Bunun yanı sıra, Wagner’in Afrika’da görevlendirilmesi üzerine Nijer’de yaşanan darbe de Prigojin’in Moskova’dan uzaklaşması ve meşgul edilmesine yaradı. Darbe sonrası Nijer’de artan Wagner etkisi sebebiyle Prigojin 2 gün önce Afrika’dan bir video paylaşarak Wagner’in Afrika’yı özgürleştirdiği ve Rusya’yı tüm kıtalarda olduğundan bile daha büyük hale getirdiğini iddia etmişti. Bu da Prigojin’in motivasyonunu ve kalkışma sonrası pozisyonunu görmek açısından değerliydi.
Prigojin’e karşı bir hamlenin ilk sinyali ise, kendisi gibi Şoygu – Gerasimov ile güç mücadelesine giren ve kalkışmasında açıktan Prigojin’i desteklemese de yakın ilişkisi olduğu bilinen General Sergey Surovikin’in 1 gün önce görevden alınması oldu. Ukrayna savaşından sorumlu komutan olarak görevli olan Surovikin, Rusya’nın Suriye’deki operasyonlarında görev alırken acımasız taktikleri sebebiyle General Armageddon lakabını almış, Ukrayna’da görevlendirilmesi de Suriye tecrübesini Ukrayna savaş sahasına taşıma niyeti şeklinde yorumlanmıştı. Ancak son kalkışma sonrası onun da Prigojin yanlısı olarak görevden alınması Putin’in 2 ay önceye göre elinin güçlendiğinin en büyük kanıtlarından biri olarak gösterilebilir.

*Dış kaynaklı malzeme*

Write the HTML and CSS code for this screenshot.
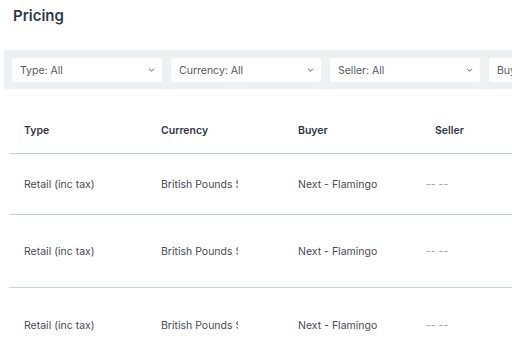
FILE: index.html
```html
<!DOCTYPE html>
<html>
<head>
<meta charset="utf-8">
<link rel="stylesheet" href="styles.css">
</head>
<body>
<div class="page">
  <h1 class="title">Pricing</h1>
  <div class="filters">
    <div class="select"><span>Type: All</span><svg class="chev" viewBox="0 0 8 5" width="7" height="4"><path d="M1 1l3 3 3-3" fill="none" stroke="#555" stroke-width="1.2"/></svg></div>
    <div class="select"><span>Currency: All</span><svg class="chev" viewBox="0 0 8 5" width="7" height="4"><path d="M1 1l3 3 3-3" fill="none" stroke="#555" stroke-width="1.2"/></svg></div>
    <div class="select"><span>Seller: All</span><svg class="chev" viewBox="0 0 8 5" width="7" height="4"><path d="M1 1l3 3 3-3" fill="none" stroke="#555" stroke-width="1.2"/></svg></div>
    <div class="select"><span>Buyer: All</span><svg class="chev" viewBox="0 0 8 5" width="7" height="4"><path d="M1 1l3 3 3-3" fill="none" stroke="#555" stroke-width="1.2"/></svg></div>
  </div>
  <div class="table">
    <div class="row head">
      <div class="cell">Type</div>
      <div class="cell">Currency</div>
      <div class="cell">Buyer</div>
      <div class="cell">Seller</div>
    </div>
    <div class="row r1">
      <div class="cell">Retail (inc tax)</div>
      <div class="cell clip"><span>British Pounds Sterling</span></div>
      <div class="cell">Next - Flamingo</div>
      <div class="cell dash">-- --</div>
    </div>
    <div class="row r2">
      <div class="cell">Retail (inc tax)</div>
      <div class="cell clip"><span>British Pounds Sterling</span></div>
      <div class="cell">Next - Flamingo</div>
      <div class="cell dash">-- --</div>
    </div>
    <div class="row r3">
      <div class="cell">Retail (inc tax)</div>
      <div class="cell clip"><span>British Pounds Sterling</span></div>
      <div class="cell">Next - Flamingo</div>
      <div class="cell dash">-- --</div>
    </div>
  </div>
</div>
</body>
</html>
```
FILE: styles.css
```css
html, body {
  margin: 0;
  padding: 0;
  background: #ffffff;
  overflow: hidden;
}
body {
  font-family: Inter, "Noto Sans", sans-serif;
  color: #4a4a55;
  width: 512px;
  height: 359px;
}
.page {
  width: 760px;
}
.title {
  margin: 0;
  padding: 6px 0 0 13px;
  height: 50px;
  box-sizing: border-box;
  font-size: 15px;
  font-weight: 600;
  color: #2f3a48;
  line-height: 20px;
}
.filters {
  margin-left: 4px;
  background: #eef1f4;
  display: flex;
  gap: 9px;
  padding: 8px 8px 7px 8px;
}
.select {
  flex: 0 0 150px;
  height: 24px;
  background: #fff;
  border-radius: 3px;
  display: flex;
  align-items: center;
  justify-content: space-between;
  padding: 0 7px 0 8px;
  box-sizing: border-box;
  font-size: 10.5px;
  color: #555a66;
}
.chev {
  display: block;
}
.table {
  margin-left: 9px;
  margin-top: 18px;
}
.row {
  display: grid;
  grid-template-columns: 137px 137px 137px 137px 137px;
  align-items: center;
  border-bottom: 1px solid #c9d2de;
}
.head {
  height: 46px;
}
.r1 { height: 60px; }
.r2 { height: 72px; }
.r3 { height: 74px; border-bottom: none; }
.cell {
  padding-left: 15px;
  font-size: 10.5px;
  white-space: nowrap;
}
.head .cell {
  font-weight: 600;
  color: #333845;
}
.clip {
  overflow: hidden;
  width: 77px;
  padding-left: 0;
  margin-left: 15px;
}
.dash {
  padding-left: 6px;
  color: #9a9ca4;
}
```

Tüm bunların sonucunda Putin, belki de kendisinden bekleneni hayata geçirme ve devlet otoritesine karşı isyan eden eski yakın çalışma arkadaşı Prigojin’i tasfiye etme fırsatını ele geçirmiş gibi görünüyor. Prigojin’i taşıyan uçağın düşme sebebiyle ilgili henüz herhangi bir resmi açıklama yapılmamış olsa da Moskova yakınlarında düşen bir uçağın olağan şüphelisi olarak Putin ve Rus devlet birimlerini görmek pek de irrasyonel olmayacaktır.
Sonuç olarak Rusya, genel resimde başarısızlıklarla dolu Ukrayna savaşının yansımalarını yaşamaya devam ediyor. Prigojin’in Moskova’daki güç denkleminden çıkması sonrası Wagner’in geleceği sadece Rusya için değil, Libya’dan Suriye’ye, Afrika’dan Ukrayna cephesine küresel sonuçlar doğurabilecek öneme sahip. Kısa vadede Putin’in, Prigojin’in ayaklanması sonrası zedelenen imajını ve merkezi otoritesini onardığı ve sürecin kazananı olarak ortaya çıktığı söylenebilir. Orta ve uzun vadede ne olacağını ise hep birlikte takip edeceğiz.